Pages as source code
+++++

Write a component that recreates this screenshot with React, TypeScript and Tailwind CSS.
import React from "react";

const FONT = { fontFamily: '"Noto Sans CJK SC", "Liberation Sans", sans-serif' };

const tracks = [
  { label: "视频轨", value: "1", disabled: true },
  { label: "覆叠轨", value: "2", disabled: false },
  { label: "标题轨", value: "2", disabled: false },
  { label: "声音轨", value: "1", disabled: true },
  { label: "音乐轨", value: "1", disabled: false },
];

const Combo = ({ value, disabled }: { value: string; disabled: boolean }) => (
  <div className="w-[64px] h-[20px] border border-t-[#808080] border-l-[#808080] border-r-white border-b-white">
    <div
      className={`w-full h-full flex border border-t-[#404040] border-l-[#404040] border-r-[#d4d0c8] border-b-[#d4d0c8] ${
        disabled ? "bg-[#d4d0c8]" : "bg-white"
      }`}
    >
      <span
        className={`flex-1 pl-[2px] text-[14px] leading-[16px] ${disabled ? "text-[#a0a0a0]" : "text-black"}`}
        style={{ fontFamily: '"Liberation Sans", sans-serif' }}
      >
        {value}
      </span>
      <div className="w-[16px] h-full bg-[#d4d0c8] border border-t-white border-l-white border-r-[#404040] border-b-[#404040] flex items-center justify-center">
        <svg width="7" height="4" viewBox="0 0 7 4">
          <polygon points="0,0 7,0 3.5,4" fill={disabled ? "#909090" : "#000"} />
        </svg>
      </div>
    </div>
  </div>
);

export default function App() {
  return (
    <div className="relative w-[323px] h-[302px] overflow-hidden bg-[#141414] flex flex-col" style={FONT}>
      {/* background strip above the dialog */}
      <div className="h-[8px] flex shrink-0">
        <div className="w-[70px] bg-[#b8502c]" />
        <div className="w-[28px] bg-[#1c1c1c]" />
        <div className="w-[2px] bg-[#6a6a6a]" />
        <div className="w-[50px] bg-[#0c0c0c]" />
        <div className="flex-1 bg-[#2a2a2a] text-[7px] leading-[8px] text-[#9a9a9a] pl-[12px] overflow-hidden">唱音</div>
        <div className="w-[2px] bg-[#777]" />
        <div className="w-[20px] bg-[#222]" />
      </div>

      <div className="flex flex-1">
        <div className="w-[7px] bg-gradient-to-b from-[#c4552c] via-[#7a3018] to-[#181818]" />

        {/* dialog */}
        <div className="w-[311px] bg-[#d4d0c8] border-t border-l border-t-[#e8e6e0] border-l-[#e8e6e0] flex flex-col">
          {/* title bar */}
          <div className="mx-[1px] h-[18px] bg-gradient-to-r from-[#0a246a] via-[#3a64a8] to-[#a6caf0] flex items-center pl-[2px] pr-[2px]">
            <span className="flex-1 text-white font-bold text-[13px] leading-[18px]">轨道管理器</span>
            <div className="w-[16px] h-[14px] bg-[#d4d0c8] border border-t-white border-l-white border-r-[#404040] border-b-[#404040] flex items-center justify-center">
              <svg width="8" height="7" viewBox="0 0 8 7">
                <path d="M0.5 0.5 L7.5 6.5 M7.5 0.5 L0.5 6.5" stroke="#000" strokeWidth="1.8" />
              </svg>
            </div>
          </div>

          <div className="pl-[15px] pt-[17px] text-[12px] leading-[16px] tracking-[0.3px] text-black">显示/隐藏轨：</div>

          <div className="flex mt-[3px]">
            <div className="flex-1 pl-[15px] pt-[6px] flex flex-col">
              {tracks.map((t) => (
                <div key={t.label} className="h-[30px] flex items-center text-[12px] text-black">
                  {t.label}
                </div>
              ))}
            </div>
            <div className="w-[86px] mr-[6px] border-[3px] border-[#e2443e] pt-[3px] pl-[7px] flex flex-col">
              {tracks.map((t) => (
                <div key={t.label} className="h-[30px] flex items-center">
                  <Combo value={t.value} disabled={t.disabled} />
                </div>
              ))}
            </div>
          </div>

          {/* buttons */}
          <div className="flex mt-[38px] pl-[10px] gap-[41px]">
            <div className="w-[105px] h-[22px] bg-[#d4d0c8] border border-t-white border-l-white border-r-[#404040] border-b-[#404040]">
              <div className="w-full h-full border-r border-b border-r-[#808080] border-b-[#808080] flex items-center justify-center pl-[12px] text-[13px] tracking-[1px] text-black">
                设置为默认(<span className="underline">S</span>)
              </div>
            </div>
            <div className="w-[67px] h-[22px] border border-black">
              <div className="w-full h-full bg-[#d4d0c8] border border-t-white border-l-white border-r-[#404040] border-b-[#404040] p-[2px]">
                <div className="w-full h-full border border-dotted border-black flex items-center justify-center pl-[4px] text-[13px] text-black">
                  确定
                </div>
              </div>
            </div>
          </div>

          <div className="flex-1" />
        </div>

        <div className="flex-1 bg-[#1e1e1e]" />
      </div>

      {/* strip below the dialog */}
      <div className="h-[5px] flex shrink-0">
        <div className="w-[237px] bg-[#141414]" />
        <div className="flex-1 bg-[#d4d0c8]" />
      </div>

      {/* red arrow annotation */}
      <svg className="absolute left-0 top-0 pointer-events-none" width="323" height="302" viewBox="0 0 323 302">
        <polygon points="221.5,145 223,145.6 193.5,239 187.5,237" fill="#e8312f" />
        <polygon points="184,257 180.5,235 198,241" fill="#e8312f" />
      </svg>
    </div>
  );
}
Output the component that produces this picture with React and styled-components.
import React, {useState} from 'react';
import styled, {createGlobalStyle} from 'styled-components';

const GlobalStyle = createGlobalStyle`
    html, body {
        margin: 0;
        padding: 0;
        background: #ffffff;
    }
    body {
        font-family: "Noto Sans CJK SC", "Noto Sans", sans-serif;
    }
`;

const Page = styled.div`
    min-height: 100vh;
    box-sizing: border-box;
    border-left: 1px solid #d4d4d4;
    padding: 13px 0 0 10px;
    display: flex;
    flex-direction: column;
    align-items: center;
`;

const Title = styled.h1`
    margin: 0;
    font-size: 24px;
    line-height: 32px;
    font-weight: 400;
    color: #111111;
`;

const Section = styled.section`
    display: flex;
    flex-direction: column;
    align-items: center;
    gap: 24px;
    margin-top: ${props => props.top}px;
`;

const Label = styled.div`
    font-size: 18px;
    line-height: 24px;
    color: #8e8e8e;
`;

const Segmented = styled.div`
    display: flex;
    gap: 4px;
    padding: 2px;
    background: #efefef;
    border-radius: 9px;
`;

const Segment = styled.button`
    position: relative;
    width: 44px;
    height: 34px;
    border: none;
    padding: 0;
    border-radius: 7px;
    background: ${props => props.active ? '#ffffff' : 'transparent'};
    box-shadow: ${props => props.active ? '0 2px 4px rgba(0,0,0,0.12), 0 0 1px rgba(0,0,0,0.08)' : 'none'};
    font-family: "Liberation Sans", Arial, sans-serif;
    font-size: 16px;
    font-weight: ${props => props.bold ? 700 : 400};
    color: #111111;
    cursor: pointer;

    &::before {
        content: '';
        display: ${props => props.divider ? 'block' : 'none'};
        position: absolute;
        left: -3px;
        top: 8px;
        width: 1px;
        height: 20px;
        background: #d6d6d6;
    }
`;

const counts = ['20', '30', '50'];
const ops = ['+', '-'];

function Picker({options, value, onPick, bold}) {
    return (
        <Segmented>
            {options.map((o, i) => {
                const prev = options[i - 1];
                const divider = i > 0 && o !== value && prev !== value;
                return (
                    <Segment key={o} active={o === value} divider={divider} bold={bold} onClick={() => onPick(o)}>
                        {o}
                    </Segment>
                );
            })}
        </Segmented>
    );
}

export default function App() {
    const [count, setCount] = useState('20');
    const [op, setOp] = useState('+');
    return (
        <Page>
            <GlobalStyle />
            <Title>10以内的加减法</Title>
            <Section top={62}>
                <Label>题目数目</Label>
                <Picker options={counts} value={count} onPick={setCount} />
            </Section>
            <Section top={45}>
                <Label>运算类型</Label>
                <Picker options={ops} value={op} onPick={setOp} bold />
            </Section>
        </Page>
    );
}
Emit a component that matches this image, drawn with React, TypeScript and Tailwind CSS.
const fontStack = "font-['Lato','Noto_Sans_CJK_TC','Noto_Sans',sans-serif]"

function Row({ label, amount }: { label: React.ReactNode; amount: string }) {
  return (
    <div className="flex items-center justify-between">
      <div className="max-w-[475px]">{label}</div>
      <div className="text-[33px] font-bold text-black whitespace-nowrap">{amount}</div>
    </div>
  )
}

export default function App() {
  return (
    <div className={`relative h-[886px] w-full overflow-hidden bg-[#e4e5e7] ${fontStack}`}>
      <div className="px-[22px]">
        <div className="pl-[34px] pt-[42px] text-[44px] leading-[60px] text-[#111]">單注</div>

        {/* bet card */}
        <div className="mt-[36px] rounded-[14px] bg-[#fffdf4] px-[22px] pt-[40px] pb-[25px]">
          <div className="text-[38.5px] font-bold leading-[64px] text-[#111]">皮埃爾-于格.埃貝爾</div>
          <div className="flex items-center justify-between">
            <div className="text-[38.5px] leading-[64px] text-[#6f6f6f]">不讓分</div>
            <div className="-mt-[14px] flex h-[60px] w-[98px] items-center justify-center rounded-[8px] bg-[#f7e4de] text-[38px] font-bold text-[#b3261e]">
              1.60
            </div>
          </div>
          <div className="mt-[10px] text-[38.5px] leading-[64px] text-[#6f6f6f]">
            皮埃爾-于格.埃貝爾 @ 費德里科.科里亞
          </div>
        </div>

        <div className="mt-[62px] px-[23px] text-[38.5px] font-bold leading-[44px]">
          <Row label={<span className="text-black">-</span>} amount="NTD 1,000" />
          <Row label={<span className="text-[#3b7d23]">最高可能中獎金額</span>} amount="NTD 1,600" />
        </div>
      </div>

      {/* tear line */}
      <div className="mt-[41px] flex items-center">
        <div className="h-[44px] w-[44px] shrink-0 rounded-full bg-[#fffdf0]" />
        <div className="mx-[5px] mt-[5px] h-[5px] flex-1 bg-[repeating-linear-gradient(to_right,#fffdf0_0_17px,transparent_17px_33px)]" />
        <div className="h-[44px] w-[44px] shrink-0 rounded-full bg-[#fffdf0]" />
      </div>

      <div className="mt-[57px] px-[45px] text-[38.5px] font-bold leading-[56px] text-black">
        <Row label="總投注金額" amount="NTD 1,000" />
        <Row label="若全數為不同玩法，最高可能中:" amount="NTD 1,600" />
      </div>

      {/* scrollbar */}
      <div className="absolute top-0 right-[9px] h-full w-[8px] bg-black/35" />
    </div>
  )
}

+++++

TO DO.
Select every line above that contains the word "Tailwind", and copy it.

RIGHT ANSWER.
Write a component that recreates this screenshot with React, TypeScript and Tailwind CSS.
Emit a component that matches this image, drawn with React, TypeScript and Tailwind CSS.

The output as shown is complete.